- Requirement
Omit all pictures and transcribe only the lines in the entries below that run from the line with "Rebuild this screenshot as a component, using" through the line with "import React from 'react';".

- Exercise input
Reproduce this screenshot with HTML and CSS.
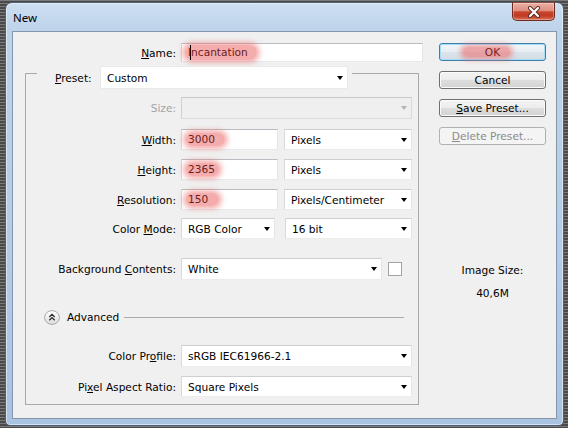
FILE: index.html
```html
<!DOCTYPE html>
<html>
<head>
<meta charset="utf-8">
<title>New</title>
<link rel="stylesheet" href="styles.css">
</head>
<body>
<div class="window">
  <div class="titlebar">
    <span class="title">New</span>
    <div class="close">
      <svg width="16" height="12" viewBox="0 0 16 12">
        <path d="M4 2 L12 10 M12 2 L4 10" stroke="#5a2a22" stroke-width="4" stroke-linecap="round" fill="none"/>
        <path d="M4 2 L12 10 M12 2 L4 10" stroke="#ffffff" stroke-width="2.2" stroke-linecap="round" fill="none"/>
      </svg>
    </div>
  </div>
  <div class="client">
    <div class="main">
      <div class="row name-row">
        <span class="lbl lbl-name"><u>N</u>ame:</span>
        <div class="field name-field"><span class="mark m-name"><span class="caret"></span>Incantation</span></div>
      </div>
      <fieldset class="group">
        <legend class="legend">
          <div class="legend-in">
            <span class="legend-lbl"><u>P</u>reset:</span>
            <div class="select preset-select"><span>Custom</span><i class="arr"></i></div>
          </div>
        </legend>
        <div class="row r-size">
          <span class="lbl dis">Size:</span>
          <div class="select disabled c-full"><span></span><i class="arr"></i></div>
        </div>
        <div class="row r-width">
          <span class="lbl"><u>W</u>idth:</span>
          <div class="field c-num"><span class="mark m-3000">3000</span></div>
          <div class="select c-unit"><span>Pixels</span><i class="arr"></i></div>
        </div>
        <div class="row r-height">
          <span class="lbl"><u>H</u>eight:</span>
          <div class="field c-num"><span class="mark m-2365">2365</span></div>
          <div class="select c-unit"><span>Pixels</span><i class="arr"></i></div>
        </div>
        <div class="row r-res">
          <span class="lbl"><u>R</u>esolution:</span>
          <div class="field c-num"><span class="mark m-150">150</span></div>
          <div class="select c-unit"><span>Pixels/Centimeter</span><i class="arr"></i></div>
        </div>
        <div class="row r-mode">
          <span class="lbl">Color <u>M</u>ode:</span>
          <div class="select c-mode"><span>RGB Color</span><i class="arr"></i></div>
          <div class="select c-bit"><span>16 bit</span><i class="arr"></i></div>
        </div>
        <div class="row r-bg">
          <span class="lbl">Background <u>C</u>ontents:</span>
          <div class="select c-bg"><span>White</span><i class="arr"></i></div>
          <div class="check"></div>
        </div>
        <div class="row r-adv">
          <div class="adv-btn">
            <svg width="16" height="15" viewBox="0 0 16 15">
              <defs>
                <linearGradient id="ag" x1="0" y1="0" x2="0" y2="1">
                  <stop offset="0" stop-color="#ffffff"/>
                  <stop offset="1" stop-color="#dcdcdc"/>
                </linearGradient>
              </defs>
              <ellipse cx="8" cy="7.5" rx="7.4" ry="6.9" fill="url(#ag)" stroke="#a9a9a9" stroke-width="1"/>
              <path d="M5.3 7 L8 4.4 L10.7 7 M5.3 10.2 L8 7.6 L10.7 10.2" stroke="#2a2a2a" stroke-width="1.3" fill="none"/>
            </svg>
          </div>
          <span class="adv-text">Advanced</span>
          <div class="adv-line"></div>
        </div>
        <div class="row r-prof">
          <span class="lbl">Color Pr<u>o</u>file:</span>
          <div class="select c-full"><span>sRGB IEC61966-2.1</span><i class="arr"></i></div>
        </div>
        <div class="row r-asp">
          <span class="lbl">Pi<u>x</u>el Aspect Ratio:</span>
          <div class="select c-full"><span>Square Pixels</span><i class="arr"></i></div>
        </div>
      </fieldset>
    </div>
    <div class="side">
      <div class="btn default"><span class="mark m-ok">OK</span></div>
      <div class="btn">Cancel</div>
      <div class="btn"><span><u>S</u>ave Preset...</span></div>
      <div class="btn disabled-btn"><span><u>D</u>elete Preset...</span></div>
      <div class="imgsize">Image Size:</div>
      <div class="imgval">40,6M</div>
    </div>
  </div>
</div>
</body>
</html>
```

FILE: styles.css
```css
* { box-sizing: border-box; }
html, body { margin: 0; padding: 0; }
body {
  width: 568px;
  height: 428px;
  overflow: hidden;
  background: repeating-linear-gradient(180deg, #7a7a7a 0 1px, #4a4a4a 1px 3px);
  font-family: "DejaVu Sans", sans-serif;
  font-size: 10.6px;
  color: #000;
}
u { text-decoration: underline; text-underline-offset: 1px; }

.window {
  margin: 2px 0 0 5px;
  width: 559px;
  height: 424px;
  border: 1px solid #4e6077;
  border-radius: 7px 7px 5px 5px;
  padding: 0 6px 6px;
  background: linear-gradient(180deg, #cddff1 0, #bdd3ea 28px, #b4cbe5 60%, #a9c3e0 100%);
  box-shadow: inset 0 0 0 1px rgba(255,255,255,0.5);
  display: flex;
  flex-direction: column;
}
.titlebar {
  height: 28px;
  flex: none;
  display: flex;
  align-items: center;
  justify-content: space-between;
}
.title {
  font-family: "Noto Sans", sans-serif;
  font-size: 11.5px;
  padding-left: 1px;
  color: #000;
}
.close {
  align-self: flex-start;
  margin-top: -1px;
  margin-right: 2px;
  width: 43px;
  height: 19px;
  border: 1px solid #6e2a1e;
  border-top-color: #8a4a40;
  border-radius: 0 0 5px 5px;
  background: linear-gradient(180deg, #eab0a4 0%, #de8f7f 45%, #c9462f 52%, #c13a22 75%, #d67259 100%);
  box-shadow: inset 0 0 0 1px rgba(255,255,255,0.3);
  display: flex;
  align-items: center;
  justify-content: center;
}

.client {
  flex: 1;
  display: flex;
  background: #f0f0f0;
  border: 1px solid #8396ad;
}
.main { width: 426px; flex: none; }
.side {
  width: 107px;
  flex: none;
  display: flex;
  flex-direction: column;
  align-items: stretch;
  padding-top: 11px;
}

.row { display: flex; align-items: center; }
.lbl { width: 139px; flex: none; text-align: right; white-space: nowrap; margin-right: 5px; }
.lbl.dis { color: #a3a3a3; }

.name-row { margin-top: 11px; height: 19px; }
.lbl-name { width: 163px; }
.name-field { width: 242px; height: 19px; }

.field {
  background: #fff;
  border: 1px solid;
  border-color: #b9bcc2 #e2e5ea #e6e9ed #d6d9de;
  display: flex;
  align-items: center;
  padding-left: 6px;
  white-space: nowrap;
}
.select {
  background: #fff;
  border: 1px solid;
  border-color: #cfcfcf #e6e6e6 #ececec #dadada;
  display: flex;
  align-items: center;
  justify-content: space-between;
  padding: 0 4px 0 6px;
  white-space: nowrap;
}
.select.disabled {
  background: #efefef;
  border-color: #c9c9c9 #dadada #dadada #cfcfcf;
}
.arr {
  display: block;
  width: 0;
  height: 0;
  border-left: 3.5px solid transparent;
  border-right: 3.5px solid transparent;
  border-top: 4px solid #000;
}
.select.disabled .arr { border-top-color: #b5b5b5; }

.mark {
  display: inline-block;
  line-height: 13px;
  border-radius: 8px;
  background: rgba(236, 104, 104, 0.55);
  box-shadow: 0 0 5px 3px rgba(236, 104, 104, 0.5);
  color: #6b1d1d;
}
.m-name { margin-left: -3px; padding: 0 9px 0 3px; }
.caret {
  display: inline-block;
  width: 1px;
  height: 15px;
  background: #000;
  vertical-align: middle;
  margin-left: 2px;
  margin-right: -3px;
}
.m-3000 { margin-left: -2px; padding: 0 10px 0 2px; }
.m-2365 { margin-left: -2px; padding: 0 4px 0 2px; }
.m-150 { margin-left: -2px; padding: 0 11px 0 2px; }
.m-ok { padding: 0 10px 0 22px; margin-right: 12px; line-height: 10px; color: #7a2020; }

.group {
  margin: -5px 0 0 12px;
  padding: 0 5px 7px 11px;
  width: 394px;
  min-inline-size: 0;
  border: 1px solid #a9a9a9;
}
.legend {
  padding: 9px 4px 0 18px;
  margin: 0;
}
.legend-in { display: flex; align-items: center; height: 23px; }
.legend-lbl { width: 45px; flex: none; white-space: nowrap; }
.preset-select { width: 248px; height: 23px; border-color: #e9e9e9; border-radius: 2px; }

.r-size { margin-top: 8px; height: 22px; }
.r-width { margin-top: 10px; height: 21px; }
.r-height { margin-top: 9px; height: 21px; }
.r-res { margin-top: 9px; height: 21px; }
.r-mode { margin-top: 8px; height: 21px; }
.r-bg { margin-top: 19px; height: 22px; }
.r-adv { margin-top: 29px; height: 16px; }
.r-prof { margin-top: 20px; height: 22px; }
.r-asp { margin-top: 9px; height: 21px; }

.c-full { width: 231px; height: 100%; }
.c-num { width: 97px; height: 100%; }
.c-unit { width: 128px; height: 100%; margin-left: 6px; }
.c-mode { width: 94px; height: 100%; }
.c-bit { width: 127px; height: 100%; margin-left: 10px; }
.c-bg { width: 201px; height: 100%; }
.check {
  width: 14px;
  height: 14px;
  margin-left: 6px;
  background: #fff;
  border: 1px solid #a3a3a3;
}

.adv-btn { margin-left: 7px; width: 16px; height: 15px; display: flex; }
.adv-text { margin-left: 7px; }
.adv-line { flex: 1; height: 1px; background: #a9a9a9; margin: 0 9px 0 5px; }

.btn {
  height: 18px;
  margin-bottom: 10px;
  border: 1px solid #707070;
  border-radius: 3px;
  background: linear-gradient(180deg, #f4f4f4 0%, #ececec 48%, #dedede 52%, #d2d2d2 100%);
  box-shadow: inset 0 0 0 1px #fbfbfb;
  display: flex;
  align-items: center;
  justify-content: center;
  white-space: nowrap;
}
.btn.default {
  border-color: #3c7fb1;
  background: linear-gradient(180deg, #f1f6f9 0%, #e7eef3 48%, #dbe4ea 52%, #d3dde4 100%);
  box-shadow: inset 0 0 0 1px #a6dcf5;
}
.btn.disabled-btn {
  border-color: #adb2b5;
  background: #f4f4f4;
  box-shadow: none;
  color: #8a8a8a;
}
.imgsize { margin-top: 109px; text-align: center; line-height: 12px; }
.imgval { margin-top: 11px; text-align: center; line-height: 12px; }
```
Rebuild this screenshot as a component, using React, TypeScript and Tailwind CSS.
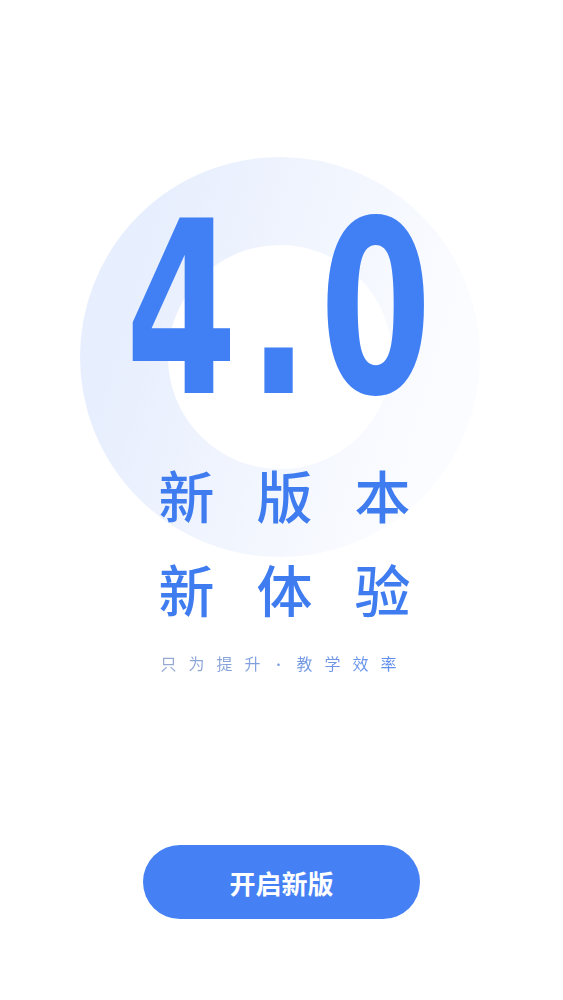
import React from 'react';

// 背景圆环：左侧偏蓝，向右渐隐
const Ring: React.FC = () => (
  <svg className="absolute left-[80px] top-[157px]" width="400" height="400" viewBox="0 0 400 400">
    <defs>
      <linearGradient id="ringGrad" x1="0" y1="0.35" x2="1" y2="0.65">
        <stop offset="0" stopColor="#e7eefd" />
        <stop offset="0.55" stopColor="#f2f6fe" />
        <stop offset="1" stopColor="#fbfcff" />
      </linearGradient>
    </defs>
    <circle cx="200" cy="200" r="156" fill="none" stroke="url(#ringGrad)" strokeWidth="88" />
  </svg>
);

const App: React.FC = () => {
  return (
    <div
      className="relative w-full h-[1000px] bg-white overflow-hidden"
      style={{ fontFamily: '"Noto Sans CJK SC", "Liberation Sans", sans-serif' }}
    >
      <Ring />

      <div className="relative flex flex-col items-center pt-[190px]">
        {/* 4.0 */}
        <div className="h-[240px] w-[310px] flex justify-center pr-[6px]">
          <span
            className="block h-[240px] leading-[240px] text-[240px] font-bold text-[#4080f4] whitespace-nowrap tracking-[16px] pl-[16px] scale-x-[0.67] origin-center"
            style={{ fontFamily: '"DejaVu Sans", sans-serif' }}
          >
            4.0
          </span>
        </div>

        {/* 新版本 / 新体验 */}
        <div className="mt-[36px] flex flex-col items-center gap-[38px] text-[56px] leading-[56px] font-medium text-[#3f7cf0]">
          <div className="flex gap-[42px] pl-[6px]">
            <span>新</span>
            <span>版</span>
            <span>本</span>
          </div>
          <div className="flex gap-[42px] pl-[6px]">
            <span>新</span>
            <span>体</span>
            <span>验</span>
          </div>
        </div>

        {/* 副标题 */}
        <div className="mt-[37px] text-[16px] leading-[20px] tracking-[12px] pl-[6px] bg-gradient-to-r from-[#97aad0] to-[#5b8cf0] bg-clip-text text-transparent">
          只为提升<span className="text-[12px]">·</span>教学效率
        </div>

        {/* 按钮 */}
        <button className="mt-[170px] w-[277px] h-[74px] rounded-full bg-[#4581f5] text-white text-[26px] font-bold flex items-center justify-center">
          开启新版
        </button>
      </div>
    </div>
  );
};

export default App;
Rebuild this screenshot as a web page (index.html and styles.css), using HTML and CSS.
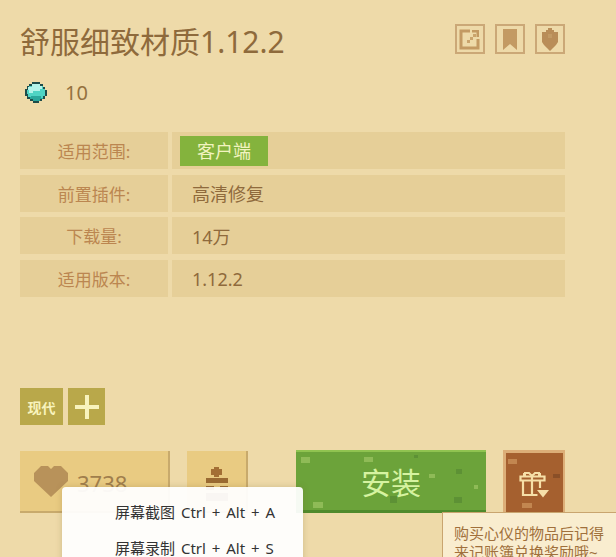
FILE: index.html
```html
<!DOCTYPE html>
<html lang="zh-CN">
<head>
    <meta charset="UTF-8">
    <meta name="viewport" content="width=device-width, initial-scale=1.0">
    <title>舒服细致材质1.12.2</title>
    <link rel="stylesheet" href="styles.css">
</head>
<body>
    <div class="detail">
        <div class="head">
            <h1 class="title">舒服细致材质1.12.2</h1>
            <div class="head-icons">
                <a class="icon-btn">
                    <svg width="26" height="26" viewBox="0 0 26 26" fill="none">
                        <path d="M13 5H4v17h17v-9" stroke="#c39a63" stroke-width="3"/>
                        <path d="M15 4h7v7h-2.500V6.500H15z" fill="#c39a63"/>
                        <path d="M10 14h3v3h-3zM13 11h3v3h-3zM16 8h3v3h-3z" fill="#c39a63" opacity="0.85"/>
                    </svg>
                </a>
                <a class="icon-btn">
                    <svg width="26" height="26" viewBox="0 0 26 26">
                        <path d="M6 3h14v21l-7-6-7 6z" fill="#c39a63"/>
                    </svg>
                </a>
                <a class="icon-btn">
                    <svg width="26" height="26" viewBox="0 0 26 26">
                        <path d="M11 2h4v2h2v2h4v10l-2 3-3 3-3 3-3-3-3-3-2-3V6h4V4h2z" fill="#b98d58"/>
                        <path d="M11 8h4v4h-4z" fill="#c29a64"/>
                    </svg>
                </a>
            </div>
        </div>

        <div class="price">
            <svg class="diamond" width="22" height="21" viewBox="0 0 22 21">
                <path d="M7 0h8v2h3v3h2v3h2v6h-2v3h-3v2h-3v2H8v-2H5v-2H2v-3H0V7h2V4h2V2h3z" fill="#1d4c4a"/>
                <path d="M7 2h8v2h3v3h2v7h-2v3h-3v2H8v-2H5v-2H3v-3H2V8h2V4h3z" fill="#4fd4c4"/>
                <path d="M7 2h8v2h2v3h-2v2H8v2H4V8H3V5h4z" fill="#b4f4ea"/>
                <path d="M6 14h10v2h2v1h-3v2H8v-2H5v-2h1z" fill="#2aa89c"/>
            </svg>
            <span>10</span>
        </div>

        <div class="info">
            <div class="info-label">适用范围:</div>
            <div class="info-value"><span class="side-tag">客户端</span></div>
            <div class="info-label">前置插件:</div>
            <div class="info-value">高清修复</div>
            <div class="info-label">下载量:</div>
            <div class="info-value">14万</div>
            <div class="info-label">适用版本:</div>
            <div class="info-value">1.12.2</div>
        </div>

        <div class="tags">
            <span class="tag">现代</span>
            <span class="tag tag-add">
                <svg width="24" height="24" viewBox="0 0 24 24"><path d="M10 0h4v10h10v4H14v10h-4V14H0v-4h10z" fill="#f8f3bd"/></svg>
            </span>
        </div>

        <div class="actions">
            <div class="btn-like">
                <svg width="34" height="31" viewBox="0 0 34 31">
                    <path d="M7 0h7l3 3 3-3h7l7 7v8L17 31 0 15V7z" fill="#b8925a"/>
                </svg>
                <span>3738</span>
            </div>
            <div class="btn-collect">
                <svg width="24" height="36" viewBox="0 0 24 36">
                    <path d="M9 0h5v2h3v6h-3v2H9V8H6V2h3z" fill="#a36f35"/>
                    <path d="M1 11h22v5H1zM1 19h8v4H1zM15 19h8v4h-8zM1 26h22v8H1z" fill="#9a6a32"/>
                </svg>
            </div>
            <div class="btn-install">安装</div>
            <div class="btn-gift">
                <svg width="31" height="31" viewBox="0 0 31 31" fill="none">
                    <path d="M5 4h5l3 3M21 4h-5l-3 3M5 4v2h2M21 4v2h-2" stroke="#f6dfa8" stroke-width="2"/>
                    <path d="M1.500 7.500h24v4h-24zM4 11.500V26h14.500M13 7.500V26M21 11.500V19" stroke="#f6dfa8" stroke-width="2.200"/>
                    <path d="M18 21h12l-6 7.500z" fill="#f6dfa8"/>
                </svg>
            </div>
        </div>
    </div>

    <div class="shot-menu">
        <div class="shot-item">屏幕截图 Ctrl + Alt + A</div>
        <div class="shot-item">屏幕录制 Ctrl + Alt + S</div>
    </div>

    <div class="gift-tip">购买心仪的物品后记得来记账簿兑换奖励哦~</div>
</body>
</html>
```

FILE: styles.css
```css
html, body {
    margin: 0;
    height: 557px;
    overflow: hidden;
}

body {
    position: relative;
    background-color: #eedaa9;
    font-family: "Noto Sans", "Noto Sans CJK SC", sans-serif;
    color: #8f6a3c;
}

.detail {
    width: 545px;
    padding: 20px 0 0 20px;
}

.head {
    display: flex;
    justify-content: space-between;
    align-items: center;
    height: 40px;
}

.title {
    margin: 2px 0 -2px;
    font-size: 30px;
    font-weight: 400;
    line-height: 40px;
    color: #8e6a3c;
}

.head-icons {
    display: flex;
    gap: 10px;
    margin-top: -2px;
}

.icon-btn {
    display: flex;
    justify-content: center;
    align-items: center;
    width: 26px;
    height: 26px;
    border: 2px solid #cba877;
}

.price {
    display: flex;
    align-items: center;
    gap: 18px;
    height: 24px;
    margin-top: 20px;
    padding-left: 5px;
    font-size: 20px;
    line-height: 24px;
    color: #94713f;
}

.price span {
    padding-top: 2px;
}

.info {
    display: grid;
    grid-template-columns: 148px 393px;
    grid-auto-rows: 37px;
    gap: 5.7px 4px;
    margin-top: 28px;
}

.info-label {
    display: flex;
    justify-content: center;
    align-items: center;
    background-color: #e6cf98;
    font-size: 17px;
    color: #bb8650;
}

.info-value {
    display: flex;
    align-items: center;
    padding-left: 20px;
    background-color: #e6cf98;
    font-size: 18px;
    color: #8f6a3c;
}

.side-tag {
    width: 88px;
    height: 30px;
    margin-left: -12px;
    background-color: #84b33d;
    color: #f2f3c0;
    font-size: 18px;
    line-height: 30px;
    text-align: center;
}

.tags {
    display: flex;
    gap: 5px;
    margin-top: 91px;
}

.tag {
    display: flex;
    justify-content: center;
    align-items: center;
    width: 43px;
    height: 37px;
    background-color: #b9a84a;
    color: #f8f3bd;
    font-size: 14px;
    font-weight: 700;
}

.tag-add {
    width: 37px;
}

.actions {
    display: flex;
    align-items: flex-start;
    height: 63px;
    margin-top: 25px;
}

.btn-like {
    display: flex;
    align-items: center;
    gap: 9px;
    box-sizing: border-box;
    width: 150px;
    height: 62px;
    margin-top: 1px;
    padding: 0 0 0 14px;
    background-color: #e9cb82;
    border-right: 2px solid #c8aa6c;
    border-bottom: 2px solid #c8aa6c;
    font-size: 22px;
    color: #a07e4c;
}

.btn-like span {
    padding-top: 4px;
}

.btn-collect {
    display: flex;
    justify-content: center;
    box-sizing: border-box;
    width: 61px;
    height: 62px;
    margin: 1px 0 0 17px;
    padding-top: 16px;
    background-color: #e9cb82;
    border-right: 2px solid #c8aa6c;
    border-bottom: 2px solid #c8aa6c;
}

.btn-install {
    box-sizing: border-box;
    width: 190px;
    height: 63px;
    margin-left: 48px;
    border-top: 2px solid #90c350;
    border-bottom: 3px solid #4f8a2c;
    background-color: #6ca33a;
    background-image:
        linear-gradient(#8fbb57, #8fbb57),
        linear-gradient(#8fbb57, #8fbb57),
        linear-gradient(#8fbb57, #8fbb57),
        linear-gradient(#8fbb57, #8fbb57),
        linear-gradient(#8fbb57, #8fbb57),
        linear-gradient(#5d9135, #5d9135),
        linear-gradient(#5d9135, #5d9135),
        linear-gradient(#5d9135, #5d9135),
        linear-gradient(#5d9135, #5d9135);
    background-repeat: no-repeat;
    background-size: 9px 6px, 9px 5px, 6px 4px, 4px 4px, 10px 6px, 4px 3px, 6px 5px, 7px 7px, 8px 6px;
    background-position: 5px 5px, 68px 5px, 133px 22px, 178px 33px, 17px 50px, 118px 3px, 160px 17px, 94px 44px, 158px 45px;
    color: #d6f3a0;
    font-size: 30px;
    line-height: 62px;
    text-align: center;
}

.btn-gift {
    display: flex;
    justify-content: center;
    box-sizing: border-box;
    width: 62px;
    height: 63px;
    margin-left: 17px;
    padding-top: 16px;
    border-top: 3px solid #dcae78;
    border-left: 3px solid #dcae78;
    border-right: 2px solid #dcae78;
    background-color: #a5602f;
    background-image:
        linear-gradient(#c28650, #c28650),
        linear-gradient(#c28650, #c28650),
        linear-gradient(#8a4f27, #8a4f27);
    background-repeat: no-repeat;
    background-size: 9px 5px, 10px 5px, 7px 4px;
    background-position: 2px 6px, 16px 50px, 47px 21px;
}

.shot-menu {
    position: absolute;
    left: 62px;
    top: 487px;
    box-sizing: border-box;
    width: 241px;
    height: 80px;
    padding-top: 8px;
    border-radius: 4px;
    background-color: rgba(255, 255, 255, 0.94);
    box-shadow: 0 0 6px rgba(120, 90, 40, 0.25);
}

.shot-item {
    height: 36px;
    padding-left: 53px;
    font-size: 15px;
    line-height: 35px;
    word-spacing: 2px;
    color: #333;
}

.gift-tip {
    position: absolute;
    left: 442px;
    top: 512px;
    box-sizing: border-box;
    width: 176px;
    height: 60px;
    padding: 11px 10px 0 11px;
    border: 1px solid #c9a56f;
    background-color: #f9edcf;
    font-size: 15px;
    line-height: 19px;
    color: #a0703c;
}
```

- Written response
Rebuild this screenshot as a component, using React, TypeScript and Tailwind CSS.
import React from 'react';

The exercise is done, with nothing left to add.